Table 1. Average CPU time, in milliseconds, of for each algorithms and for each rule, according the size of the tree (in number of decision nodes)

Quality of the Approximation: As previously mentioned the ex-post and the ex-ante Dynamic Programming algorithms are approximation algorithms for \(U^{-\max }_{ante}\) and \(U^{+\min }_{ante}\). The following experiments estimate the quality of these approximations. At this extent, we compute for each sample the success rate of the approximation algorithm considered, i.e. the number of trees for which the value provided by the approximation algorithm is actually optimal; then for the trees for which it fails to reach optimality, we report the average closeness value to \( \frac{U_{Approx}}{U_{Exact}}\) where \(U_{Approx}\) is the utility of the strategy provided by the approximation algorithm and \(U_{Exact}\) is the optimal utility - the one of the solution by the exact algorithm (Branch and Bound for \(U^{+\min }_{ante}\) and Multi Dynamic Programming for \(U^{-\max }_{ante}\)). The results are given in Table 2.

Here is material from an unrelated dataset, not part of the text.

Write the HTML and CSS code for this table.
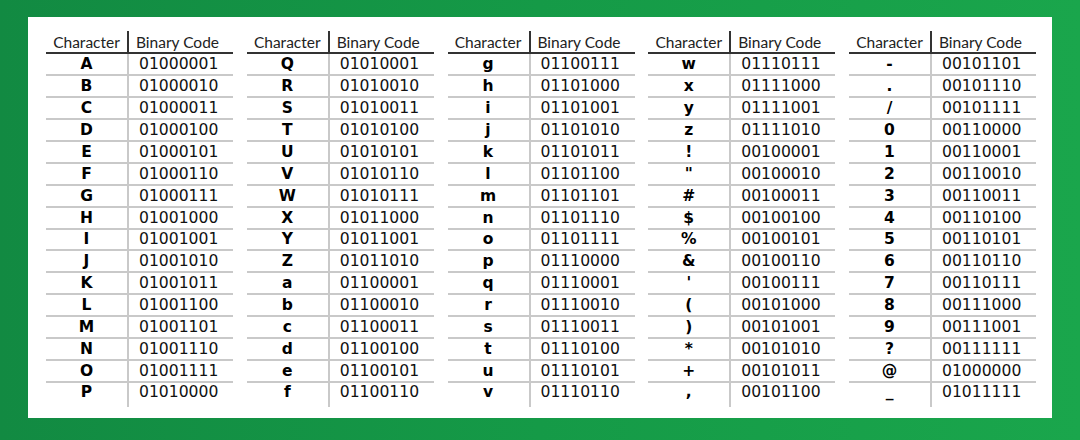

Table 2. Quality of approximation of \(U^{-\max }_{ante}\) and \(U^{+\min }_{ante}\) by Dynamic Programming

Clearly, Ex-Post Dynamic Programming provides a good approximation for \(U^{+\min }_{ante}\) - its success rate decreases with the number of nodes but stay higher than 70%, and above all it has a very high closeness value (above 0.9); notice that it is always better than its ex-ante counterpart, in terms of success rate, of closeness and of CPU time. This is good news since it is polynomial while Branch and Bound, the exact algorithm, is exponential in the number of nodes. As to \(U^{-\max }_{ante}\), none of the approximation algorithms is good. However, this is not so bad news since Multi Dynamic Programming, the exact algorithm is polynomial and has very affordable CPU time.

5 Conclusion

This paper proposes to extend to possibilistic decision trees the decision rules presented in [1] for non sequential problems. We show that, for the ex-post decision rules, as well as for \(U^{+max}_{ante}\) and \(U^{-min}_{ante}\), the optimization can be achieved by Dynamic Programming. For \(U^{+\min }_{ante}\) the optimization can be carried either by an exact but costly algorithm (Branch & Bound) or by an approximation one, (ex-post Dynamic Programming). For \(U^{-\max }_{ante}\) we propose an exact algorithm (Multi Dynamic Programming) that performs better than Dynamic Programming. As future work, we would like to study the handling of several criteria in more sophisticated qualitative decision models such as possibilistic influence diagrams [14] or possibilistic Markov decision models [10].